Gli Arcana, di norma, non hanno mai difettato in quanto a perfezione formale e compositiva, risultando sempre avvezzi alle sonorità più solide e piazzate dell'ambient atmosferico/medievale. Ciò nondimeno uno dei loro problemi principali è stato parecchie volte il giusto ed equilibrato abbinamento tra la salda compostezza e ciò che un ascoltatore interessato a questo genere particolare pretende prima di ogni altra cosa: il coinvolgimento emotivo.

Tale miscela si è rivelata ottimamente calibrata in alcuni album, come ad esempio nel convincente "Inner Pale Sun", nel quale vennero superati abbondantemente i limiti che da sempre impone l'uso dell'elettronica/industrial, ossia la mancanza di un vero impatto emotivo ed una certa staticità nelle strutture dei brani.

Questo "Raspail" (2008) invece, com'era previsto, non presenta alcun stravolgimento nel sound dei nostri svedesi, bensì ne approfondisce le tematiche in modo maturo e professionale, pur con un approccio tendente alla stagnazione. In effetti, quello che ci riserba "Raspail" è un rifinito groviglio di secchi beats ed un tappeto di desolata, oscura ed arida melodia che non poche volte pare piuttosto distaccata e chiusa in sè stessa.

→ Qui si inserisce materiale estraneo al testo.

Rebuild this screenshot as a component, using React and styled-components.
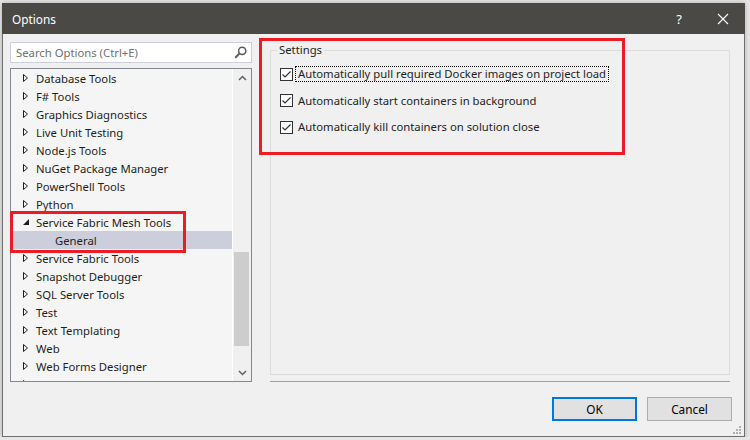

Maggior parte dei brani poggiano su legnose pulsazioni industrial, arricchiti da scrosci di tastiera che ora si fanno penetranti e monolitici ("Parisal"), ora cupi, ondivaghi e polverosi ("Autumnal"; "In Remembrance").

La track di apertura "Abkrat" delinea in pochi minuti l'essenza globale dell'album: non c'è pressochè nulla di etereo e sfumato tra le sistematiche e minimali orchestrazioni che fanno di "Raspail" un selvaggio labirinto di rovi ed inquietudine. Poche volte gli Arcana concedono all'ascoltatore di scorgere gli sfuggevoli raggi del sole che squarciano la fittissima e spietata vegetazione, esalando vanamente tiepide note subito soffocate dalla claustrofobia insistente ("Sigh of Relief").

"Raspail" congela chiunque si voglia avventurare nei suoi anfratti rocciosi e segreti, è imprigionato nei suoi misteri a noi inaccessibili e nelle sue emozioni recondite, non lascia respiro proprio perchè sembra non averne data la sua sistematicità innaturale e priva di un'anima, se non fosse per l'intervento dei cantanti che rendono più "umana" la scena con i loro druidici ed arcani vocalizzi, purtroppo anch'essi distanti e disinteressati.

Se volete immergervi nella gelida ed inanimata sacralità che regna sovrana in questa foresta spenta e ripudiata dal tempo, allora buon'avventura. Se cercate luoghi più pittoreschi ed ospitali, nonchè sognanti, non avete che da ascoltare il pallore risplendente di "Inner Pale Sun".